Entretanto, a influência da nossa corte suprema não ocorre apenas nos processos originários. Como órgão revisor, frequentemente analisa recursos e pedidos de liberdade vindos de Curitiba ou do Rio de Janeiro. Contaminados pela política, com uma frequência maior do que a esperada, nossos ministros acabam por aliviar a vida de muitos acusados e enfraquecem as investigações.
Contudo, o que vimos em Porto Alegre foi um mundo diferente. A trinca formada pelos desembargadores João Pedro Gebran, Leandro Paulsen e Victor Laus mostrou que uma nova geração de juízes pede passagem. Magistrados firmes, que falaram apenas nos autos e foram didáticos durante o julgamento. Sem exibicionismos, foram homens que se colocaram ao lado da lei, ao invés de sucumbir aos fascínios do poder. Fizeram eco ao pensamento do juiz Sergio Moro: “Não importa o qual alto você esteja. A lei está acima de você”.
Já chegou o momento do Brasil discutir os mecanismos de escolha dos ministros do Supremo. Projeto do senador gaúcho Lasier Martins em tramitação no Congresso Nacional seria um enorme avanço neste sentido. Da maneira que conhecemos, o STF é uma corte que serve mais aos poderosos do que ao brasileiro comum, um grave desequilíbrio. Veremos novamente nossa corte se dobrar se decidir rever a determinação da prisão em segunda instância por força a iminente prisão de Lula, condenado na Lava Jato.

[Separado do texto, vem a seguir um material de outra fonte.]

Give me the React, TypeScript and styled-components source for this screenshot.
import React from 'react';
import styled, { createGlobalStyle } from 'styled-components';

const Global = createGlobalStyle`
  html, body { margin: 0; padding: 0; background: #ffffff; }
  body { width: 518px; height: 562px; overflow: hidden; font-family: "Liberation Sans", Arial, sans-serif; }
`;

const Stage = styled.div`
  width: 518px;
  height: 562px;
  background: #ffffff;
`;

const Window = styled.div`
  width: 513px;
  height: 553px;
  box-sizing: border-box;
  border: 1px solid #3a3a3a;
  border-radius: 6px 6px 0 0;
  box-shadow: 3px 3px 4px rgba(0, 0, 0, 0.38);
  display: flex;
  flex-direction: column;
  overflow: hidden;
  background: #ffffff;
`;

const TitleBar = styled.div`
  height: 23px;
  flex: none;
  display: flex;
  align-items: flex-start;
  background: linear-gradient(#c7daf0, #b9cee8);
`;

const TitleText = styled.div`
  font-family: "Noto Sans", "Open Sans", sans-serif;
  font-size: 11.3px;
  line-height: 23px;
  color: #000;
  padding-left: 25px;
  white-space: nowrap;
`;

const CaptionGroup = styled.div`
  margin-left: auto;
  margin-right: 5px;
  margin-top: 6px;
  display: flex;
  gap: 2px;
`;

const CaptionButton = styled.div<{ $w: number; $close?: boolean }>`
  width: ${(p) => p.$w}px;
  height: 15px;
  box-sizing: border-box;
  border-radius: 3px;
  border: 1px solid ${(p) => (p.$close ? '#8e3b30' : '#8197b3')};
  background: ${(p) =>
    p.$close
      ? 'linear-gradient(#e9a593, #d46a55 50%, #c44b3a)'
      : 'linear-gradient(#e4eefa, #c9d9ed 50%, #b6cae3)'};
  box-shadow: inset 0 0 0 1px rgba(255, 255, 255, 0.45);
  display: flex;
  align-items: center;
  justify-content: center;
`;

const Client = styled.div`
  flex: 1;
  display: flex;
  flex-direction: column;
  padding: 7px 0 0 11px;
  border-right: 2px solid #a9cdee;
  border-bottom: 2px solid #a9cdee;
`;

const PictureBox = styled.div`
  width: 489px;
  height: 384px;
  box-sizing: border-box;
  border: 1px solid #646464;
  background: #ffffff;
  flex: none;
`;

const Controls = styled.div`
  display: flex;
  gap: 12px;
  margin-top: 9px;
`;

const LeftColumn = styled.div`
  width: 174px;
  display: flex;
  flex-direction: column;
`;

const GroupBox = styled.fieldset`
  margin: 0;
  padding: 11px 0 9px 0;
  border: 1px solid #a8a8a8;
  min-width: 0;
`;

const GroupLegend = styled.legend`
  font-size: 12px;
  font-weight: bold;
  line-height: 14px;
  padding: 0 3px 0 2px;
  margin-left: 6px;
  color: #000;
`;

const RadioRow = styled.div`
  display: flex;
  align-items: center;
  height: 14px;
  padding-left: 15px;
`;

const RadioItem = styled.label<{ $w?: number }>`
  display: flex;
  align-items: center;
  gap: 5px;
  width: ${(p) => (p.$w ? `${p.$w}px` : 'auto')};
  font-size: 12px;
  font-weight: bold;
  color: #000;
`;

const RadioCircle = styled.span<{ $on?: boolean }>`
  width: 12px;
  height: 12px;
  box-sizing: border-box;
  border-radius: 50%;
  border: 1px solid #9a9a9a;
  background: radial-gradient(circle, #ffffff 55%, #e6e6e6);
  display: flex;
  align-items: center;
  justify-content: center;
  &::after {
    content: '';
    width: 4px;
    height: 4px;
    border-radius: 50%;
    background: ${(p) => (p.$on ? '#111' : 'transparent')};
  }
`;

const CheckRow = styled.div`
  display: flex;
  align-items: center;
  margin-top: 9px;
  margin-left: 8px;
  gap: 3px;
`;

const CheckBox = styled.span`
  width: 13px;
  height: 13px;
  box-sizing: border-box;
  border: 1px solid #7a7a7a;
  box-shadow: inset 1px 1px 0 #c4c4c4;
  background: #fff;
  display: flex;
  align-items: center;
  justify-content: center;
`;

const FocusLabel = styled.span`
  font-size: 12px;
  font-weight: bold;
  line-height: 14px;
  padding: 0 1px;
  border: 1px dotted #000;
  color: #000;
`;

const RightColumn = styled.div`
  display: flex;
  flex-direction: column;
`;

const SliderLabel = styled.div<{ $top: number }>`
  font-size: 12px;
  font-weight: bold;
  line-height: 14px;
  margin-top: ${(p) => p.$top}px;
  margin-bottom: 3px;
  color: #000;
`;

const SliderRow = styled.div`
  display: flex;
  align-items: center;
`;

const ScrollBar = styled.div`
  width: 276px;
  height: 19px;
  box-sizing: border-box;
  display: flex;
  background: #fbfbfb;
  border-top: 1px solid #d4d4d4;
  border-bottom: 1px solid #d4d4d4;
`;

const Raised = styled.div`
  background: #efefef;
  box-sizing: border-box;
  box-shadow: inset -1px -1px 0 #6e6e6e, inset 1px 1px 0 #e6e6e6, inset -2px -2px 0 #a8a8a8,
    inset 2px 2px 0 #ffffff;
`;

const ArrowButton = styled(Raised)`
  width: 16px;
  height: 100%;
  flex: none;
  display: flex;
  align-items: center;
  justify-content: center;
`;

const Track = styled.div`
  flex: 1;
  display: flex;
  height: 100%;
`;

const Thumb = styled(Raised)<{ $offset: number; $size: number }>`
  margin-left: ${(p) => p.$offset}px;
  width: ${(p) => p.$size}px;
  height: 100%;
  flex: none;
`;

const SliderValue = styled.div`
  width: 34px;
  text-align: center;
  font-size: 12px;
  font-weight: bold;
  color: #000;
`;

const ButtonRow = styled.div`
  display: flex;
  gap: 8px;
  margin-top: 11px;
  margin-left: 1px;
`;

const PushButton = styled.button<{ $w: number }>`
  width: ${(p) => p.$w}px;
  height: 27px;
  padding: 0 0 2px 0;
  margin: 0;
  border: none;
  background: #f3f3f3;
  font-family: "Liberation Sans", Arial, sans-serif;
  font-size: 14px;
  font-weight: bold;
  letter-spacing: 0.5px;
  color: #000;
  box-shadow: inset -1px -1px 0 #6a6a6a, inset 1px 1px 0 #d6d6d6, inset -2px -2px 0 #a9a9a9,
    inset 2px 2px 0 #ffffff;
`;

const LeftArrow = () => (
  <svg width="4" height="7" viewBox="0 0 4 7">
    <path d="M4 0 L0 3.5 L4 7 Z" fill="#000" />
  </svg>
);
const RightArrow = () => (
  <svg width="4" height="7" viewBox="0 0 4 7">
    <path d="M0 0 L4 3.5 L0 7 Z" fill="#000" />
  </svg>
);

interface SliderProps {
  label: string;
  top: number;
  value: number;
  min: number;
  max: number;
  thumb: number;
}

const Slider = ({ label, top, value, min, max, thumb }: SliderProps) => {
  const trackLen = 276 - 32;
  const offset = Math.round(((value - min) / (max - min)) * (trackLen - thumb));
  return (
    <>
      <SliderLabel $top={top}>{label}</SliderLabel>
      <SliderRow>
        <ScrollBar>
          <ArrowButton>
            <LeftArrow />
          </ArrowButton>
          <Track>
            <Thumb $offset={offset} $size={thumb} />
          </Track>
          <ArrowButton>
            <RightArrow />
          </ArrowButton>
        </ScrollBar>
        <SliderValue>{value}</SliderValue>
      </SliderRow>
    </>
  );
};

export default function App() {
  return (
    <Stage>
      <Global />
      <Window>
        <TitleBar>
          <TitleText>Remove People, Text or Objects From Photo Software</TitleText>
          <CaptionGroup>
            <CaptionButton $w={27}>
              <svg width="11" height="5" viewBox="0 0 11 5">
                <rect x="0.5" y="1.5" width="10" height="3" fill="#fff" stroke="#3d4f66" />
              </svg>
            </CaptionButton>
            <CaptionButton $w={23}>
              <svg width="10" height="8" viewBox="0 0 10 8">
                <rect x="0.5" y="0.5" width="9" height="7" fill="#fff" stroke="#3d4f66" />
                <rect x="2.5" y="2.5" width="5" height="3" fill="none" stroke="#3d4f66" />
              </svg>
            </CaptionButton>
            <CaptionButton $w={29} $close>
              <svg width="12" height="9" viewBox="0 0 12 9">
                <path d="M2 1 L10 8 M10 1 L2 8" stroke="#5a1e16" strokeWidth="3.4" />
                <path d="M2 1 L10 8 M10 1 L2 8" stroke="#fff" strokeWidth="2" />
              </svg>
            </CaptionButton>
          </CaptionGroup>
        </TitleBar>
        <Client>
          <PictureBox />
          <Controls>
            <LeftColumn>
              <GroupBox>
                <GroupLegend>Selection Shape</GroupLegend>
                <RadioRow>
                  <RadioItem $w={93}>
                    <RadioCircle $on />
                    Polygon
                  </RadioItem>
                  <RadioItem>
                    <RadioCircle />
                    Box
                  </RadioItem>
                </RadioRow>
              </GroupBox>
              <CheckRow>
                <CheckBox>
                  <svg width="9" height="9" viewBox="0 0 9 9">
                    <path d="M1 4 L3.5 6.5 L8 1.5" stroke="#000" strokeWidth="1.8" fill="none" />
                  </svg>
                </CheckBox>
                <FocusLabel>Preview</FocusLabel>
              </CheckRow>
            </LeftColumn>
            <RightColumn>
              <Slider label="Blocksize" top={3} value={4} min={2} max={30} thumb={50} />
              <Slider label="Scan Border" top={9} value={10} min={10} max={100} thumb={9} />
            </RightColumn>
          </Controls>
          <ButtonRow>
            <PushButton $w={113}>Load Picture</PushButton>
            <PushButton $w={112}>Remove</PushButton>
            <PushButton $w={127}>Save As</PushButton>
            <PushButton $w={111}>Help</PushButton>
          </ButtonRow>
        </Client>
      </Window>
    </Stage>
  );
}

O Brasil precisa acreditar mais em seus juízes e menos no foro privilegiado. Nossos valorosos magistrados que hoje fazem história, precisam de mecanismos meritocráticos que os alcem aos tribunais de Brasília. Um novo Brasil pede passagem, um país onde ninguém pode ser condenado por ter costas largas ou absolvido por ter costas quentes, como lembrou um dos magistrados de Porto Alegre.